The English First Came to America

Thomas Malone
Burns, 2B
9-25-10
Did the colonist preserve an English way of life or create an entirely new and different culture?
There are several things that prove they created new culture, but that doesn’t mean they always wanted to create a new culture.
When the English first came to America it was groups of “unruly gallants packed thither by their friends to escape ill destines… condemned wretches, forfeited by law by law... strumpets and bawds, for the abomination of life spewed out of their country… poor gentlemen, broken tradesmen, rakes and libertines, footmen and such others fitter to spoil or ruin a commonwealth than to help raise and maintain one (pg1).”   Some went as part of their sentence and some because they needed to start a new life, but they all had the energy, strength, and courage to go on this journey.   The largest group though was the “middle and lower-middle classes—farmers, shopkeepers, artisans, and, yes, lively, saucy young women in search of husbands (pg2).”   This is the Europeans were before the headed over to the new world.
There were more economical changes in the colonist’s culture.   One, the ideas for women slightly changed.

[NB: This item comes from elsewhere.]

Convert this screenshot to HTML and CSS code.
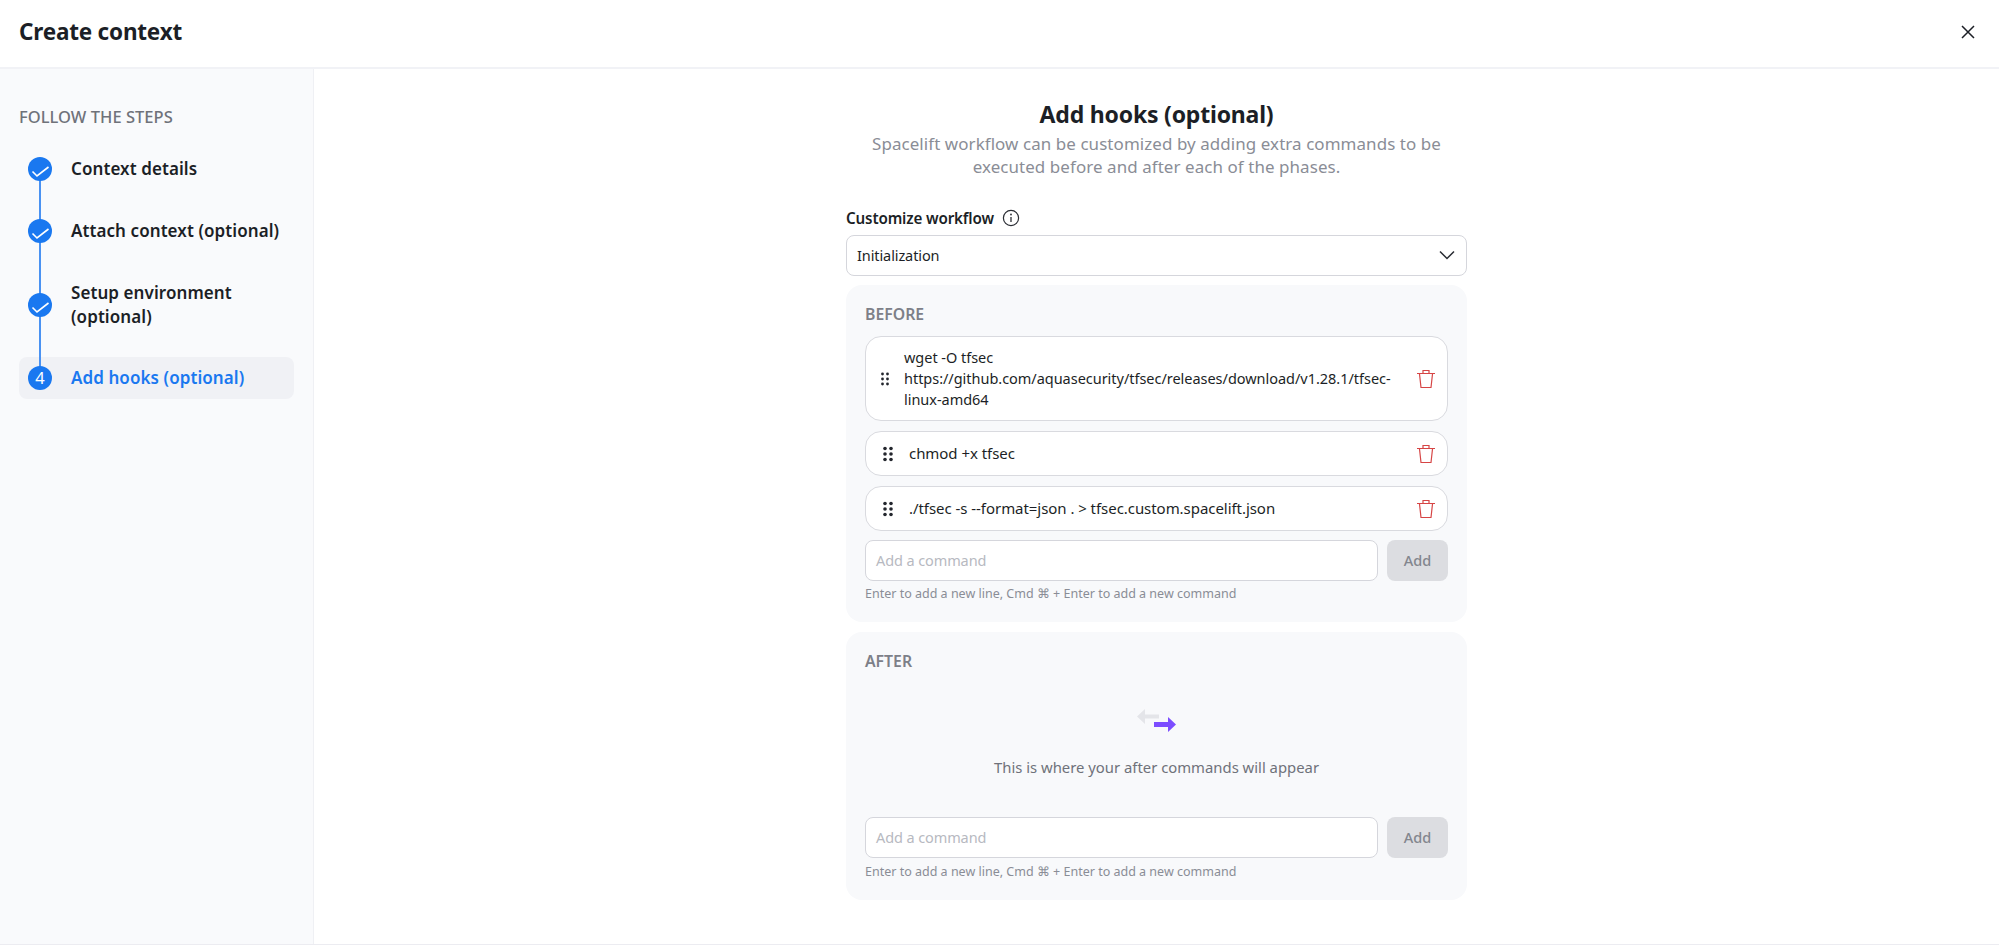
FILE: index.html
```html
<!DOCTYPE html>
<html lang="en">
<head>
<meta charset="utf-8">
<title>Create context</title>
<link rel="stylesheet" href="styles.css">
</head>
<body>
<div class="app">
  <header class="topbar">
    <h1 class="page-title">Create context</h1>
    <button class="close" aria-label="Close">
      <svg width="14" height="14" viewBox="0 0 14 14"><path d="M1 1l12 12M13 1L1 13" stroke="#1c1f26" stroke-width="1.5" fill="none"/></svg>
    </button>
  </header>
  <div class="body">
    <aside class="sidebar">
      <div class="steps-title">FOLLOW THE STEPS</div>
      <ol class="steps">
        <li class="step step-1">
          <span class="dot"><svg width="24" height="24" viewBox="0 0 24 24"><path d="M4.500 14.500l4.500 4.500 11.500-9" stroke="#fff" stroke-width="1.600" fill="none"/></svg></span>
          <span class="step-label">Context details</span>
        </li>
        <li class="step step-2">
          <span class="dot"><svg width="24" height="24" viewBox="0 0 24 24"><path d="M4.500 14.500l4.500 4.500 11.500-9" stroke="#fff" stroke-width="1.600" fill="none"/></svg></span>
          <span class="step-label">Attach context (optional)</span>
        </li>
        <li class="step step-3">
          <span class="dot"><svg width="24" height="24" viewBox="0 0 24 24"><path d="M4.500 14.500l4.500 4.500 11.500-9" stroke="#fff" stroke-width="1.600" fill="none"/></svg></span>
          <span class="step-label">Setup environment<br>(optional)</span>
        </li>
        <li class="step step-4 active">
          <span class="dot dot-num">4</span>
          <span class="step-label">Add hooks (optional)</span>
        </li>
      </ol>
    </aside>
    <main class="main">
      <div class="content">
        <h2 class="heading">Add hooks (optional)</h2>
        <p class="sub">Spacelift workflow can be customized by adding extra commands to be<br>executed before and after each of the phases.</p>
        <div class="field-label">Customize workflow
          <svg width="18" height="18" viewBox="0 0 18 18"><circle cx="9" cy="9" r="7.6" fill="none" stroke="#2a2d34" stroke-width="1.2"/><path d="M9 8v5" stroke="#2a2d34" stroke-width="1.3"/><circle cx="9" cy="5.5" r="0.9" fill="#2a2d34"/></svg>
        </div>
        <div class="select">
          <span>Initialization</span>
          <svg width="16" height="10" viewBox="0 0 16 10"><path d="M1 1.5l7 7 7-7" stroke="#2a2d34" stroke-width="1.5" fill="none"/></svg>
        </div>
        <section class="panel panel-before">
          <div class="panel-title">BEFORE</div>
          <div class="cmd cmd-tall">
            <svg class="grip-sm" width="8" height="14" viewBox="0 0 8 14"><g fill="#23262d"><circle cx="1.5" cy="2" r="1.4"/><circle cx="6.5" cy="2" r="1.4"/><circle cx="1.5" cy="7" r="1.4"/><circle cx="6.5" cy="7" r="1.4"/><circle cx="1.5" cy="12" r="1.4"/><circle cx="6.5" cy="12" r="1.4"/></g></svg>
            <div class="cmd-text">wget -O tfsec<br>https://github.com/aquasecurity/tfsec/releases/download/v1.28.1/tfsec-<br>linux-amd64</div>
            <svg class="trash" width="20" height="20" viewBox="0 0 20 20"><path d="M1 4.500h18M7 4.300V1.500h6v2.800M3.500 5l1.500 13.500h10L16.500 5" fill="none" stroke="#d64545" stroke-width="1.200"/></svg>
          </div>
          <div class="cmd">
            <svg class="grip" width="10" height="16" viewBox="0 0 10 16"><g fill="#23262d"><circle cx="2" cy="2.500" r="1.800"/><circle cx="8" cy="2.500" r="1.800"/><circle cx="2" cy="8" r="1.800"/><circle cx="8" cy="8" r="1.800"/><circle cx="2" cy="13.500" r="1.800"/><circle cx="8" cy="13.500" r="1.800"/></g></svg>
            <div class="cmd-text">chmod +x tfsec</div>
            <svg class="trash" width="20" height="20" viewBox="0 0 20 20"><path d="M1 4.500h18M7 4.300V1.500h6v2.800M3.500 5l1.500 13.500h10L16.500 5" fill="none" stroke="#d64545" stroke-width="1.200"/></svg>
          </div>
          <div class="cmd">
            <svg class="grip" width="10" height="16" viewBox="0 0 10 16"><g fill="#23262d"><circle cx="2" cy="2.500" r="1.800"/><circle cx="8" cy="2.500" r="1.800"/><circle cx="2" cy="8" r="1.800"/><circle cx="8" cy="8" r="1.800"/><circle cx="2" cy="13.500" r="1.800"/><circle cx="8" cy="13.500" r="1.800"/></g></svg>
            <div class="cmd-text">./tfsec -s --format=json . &gt; tfsec.custom.spacelift.json</div>
            <svg class="trash" width="20" height="20" viewBox="0 0 20 20"><path d="M1 4.500h18M7 4.300V1.500h6v2.800M3.500 5l1.500 13.500h10L16.500 5" fill="none" stroke="#d64545" stroke-width="1.200"/></svg>
          </div>
          <div class="add-row">
            <div class="input">Add a command</div>
            <div class="add-btn">Add</div>
          </div>
          <div class="hint">Enter to add a new line, Cmd ⌘ + Enter to add a new command</div>
        </section>
        <section class="panel panel-after">
          <div class="panel-title">AFTER</div>
          <div class="empty">
            <svg width="40" height="24" viewBox="0 0 40 24">
              <path d="M0 7.500L8 0v5.500h14v4H8V15z" fill="#e4e5e9"/>
              <path d="M39 15.500L31 8v5H17v5h14v5z" fill="#7c4dff"/>
            </svg>
            <div class="empty-text">This is where your after commands will appear</div>
          </div>
          <div class="add-row">
            <div class="input">Add a command</div>
            <div class="add-btn">Add</div>
          </div>
          <div class="hint">Enter to add a new line, Cmd ⌘ + Enter to add a new command</div>
        </section>
      </div>
    </main>
  </div>
</div>
</body>
</html>
```
FILE: styles.css
```css
* { box-sizing: border-box; }
html, body { margin: 0; padding: 0; height: 100%; }
body { font-family: "Noto Sans", "Open Sans", sans-serif; color: #1c1f26; background: #fff; overflow: hidden; }
.app { height: 945px; display: flex; flex-direction: column; border-bottom: 1px solid #ececf1; }
.topbar { height: 69px; flex: none; display: flex; align-items: center; justify-content: space-between; padding: 0 19px; border-bottom: 2px solid #f1f2f6; }
.page-title { margin: 0; font-size: 22.5px; font-weight: 700; letter-spacing: -0.2px; position: relative; top: -2px; }
.close { background: none; border: 0; padding: 0; display: flex; margin-right: 5px; position: relative; top: -2px; }
.body { flex: 1; display: flex; min-height: 0; }
.sidebar { width: 314px; flex: none; background: #f9fafc; border-right: 1px solid #eff0f4; padding: 38px 19px 0; }
.steps-title { font-size: 16.5px; line-height: 20px; font-weight: 500; color: #6f727a; letter-spacing: 0.03px; }
.steps { list-style: none; margin: 0; padding: 0; }
.step { position: relative; display: flex; align-items: center; padding-left: 52px; font-size: 17px; font-weight: 600; line-height: 24px; letter-spacing: 0.08px; }
.step-1 { margin-top: 30px; height: 24px; }
.step-2 { margin-top: 38px; height: 24px; }
.step-3 { margin-top: 38px; height: 48px; }
.step-4 { margin-top: 28px; height: 42px; }
.dot { position: absolute; left: 9px; top: 50%; margin-top: -12px; width: 24px; height: 24px; border-radius: 50%; background: #1a78f0; display: flex; align-items: center; justify-content: center; color: #fff; z-index: 2; letter-spacing: 0; }
.dot-num { font-size: 16.5px; font-weight: 400; }
.step:not(.step-4)::after { content: ""; position: absolute; width: 2px; background: #4a92f2; left: 20px; top: 50%; z-index: 1; }
.step-1::after { height: 62px; }
.step-2::after { height: 74px; }
.step-3::after { height: 73px; }
.active { background: #f0f1f5; border-radius: 8px; color: #1a78f0; }
.main { flex: 1; display: flex; justify-content: center; min-width: 0; }
.content { width: 621px; padding-top: 30px; }
.heading { margin: 0 0 3px; text-align: center; font-size: 23px; line-height: 30px; font-weight: 700; letter-spacing: -0.2px; }
.sub { margin: 0; text-align: center; font-size: 16.95px; line-height: 23px; color: #8a8d96; letter-spacing: 0.08px; }
.field-label { margin-top: 28px; height: 24px; display: flex; align-items: center; gap: 8px; font-size: 15.2px; font-weight: 600; letter-spacing: -0.15px; }
.select { margin-top: 5px; height: 41px; border: 1px solid #d5d6dc; border-radius: 8px; background: #fff; display: flex; align-items: center; justify-content: space-between; padding: 0 11px 2px 10px; font-size: 14.5px; letter-spacing: -0.1px; }
.panel { background: #f8f9fb; border-radius: 16px; padding: 19px 19px 0; margin-top: 9px; }
.panel-before { height: 337px; }
.panel-after { height: 268px; margin-top: 10px; }
.panel-title { font-size: 15.8px; line-height: 20px; font-weight: 600; color: #7d8088; }
.cmd { margin-top: 10px; height: 45px; display: flex; align-items: center; border: 1px solid #d9dadf; border-radius: 16px; background: #fff; padding: 0 11px 0 15px; font-size: 15px; line-height: 21px; letter-spacing: -0.05px; color: #1c1f26; }
.cmd-tall { height: 85px; margin-top: 12px; font-size: 14.5px; letter-spacing: -0.03px; }
.grip { flex: none; margin-left: 2px; margin-right: 16px; }
.grip-sm { flex: none; margin-right: 15px; }
.cmd-text { flex: 1; min-width: 0; white-space: nowrap; }
.trash { flex: none; margin-left: auto; }
.add-row { margin-top: 9px; display: flex; gap: 9px; }
.input { flex: 1; height: 41px; border: 1px solid #d5d6dc; border-radius: 8px; background: #fff; display: flex; align-items: center; padding: 0 10px 2px; font-size: 14.5px; letter-spacing: -0.1px; color: #b7b9c1; }
.add-btn { width: 61px; height: 41px; border-radius: 8px; background: #dcdde1; color: #83868e; display: flex; align-items: center; justify-content: center; padding-bottom: 1px; font-size: 14.5px; font-weight: 500; }
.hint { margin-top: 5px; font-size: 12.5px; line-height: 16px; color: #8a8d96; }
.panel-after .hint { margin-top: 6px; }
.empty { height: 137px; display: flex; flex-direction: column; align-items: center; padding-top: 38px; }
.empty-text { margin-top: 24px; font-size: 14.85px; line-height: 20px; color: #6f727a; }
```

They not only did the normal womanly chore but also had to work in the fields. Also if she was bright enough, “she became mare than a helpmeet, as were English wives; she became a partner, sharing in her husband’s efforts to scrabble a living from the wilderness (pg64).”   And if she survived and outlived her husband to the age of forty-five she would be able to remarry and have a better choice of who she wanted, because, “Into the marriage she brought property and possibly children who could work the land.   She also brought the experience of a previous partnership and an authority that her English counterparts had never shared. (pg65)”   Women with experience also had a strong voice within the family.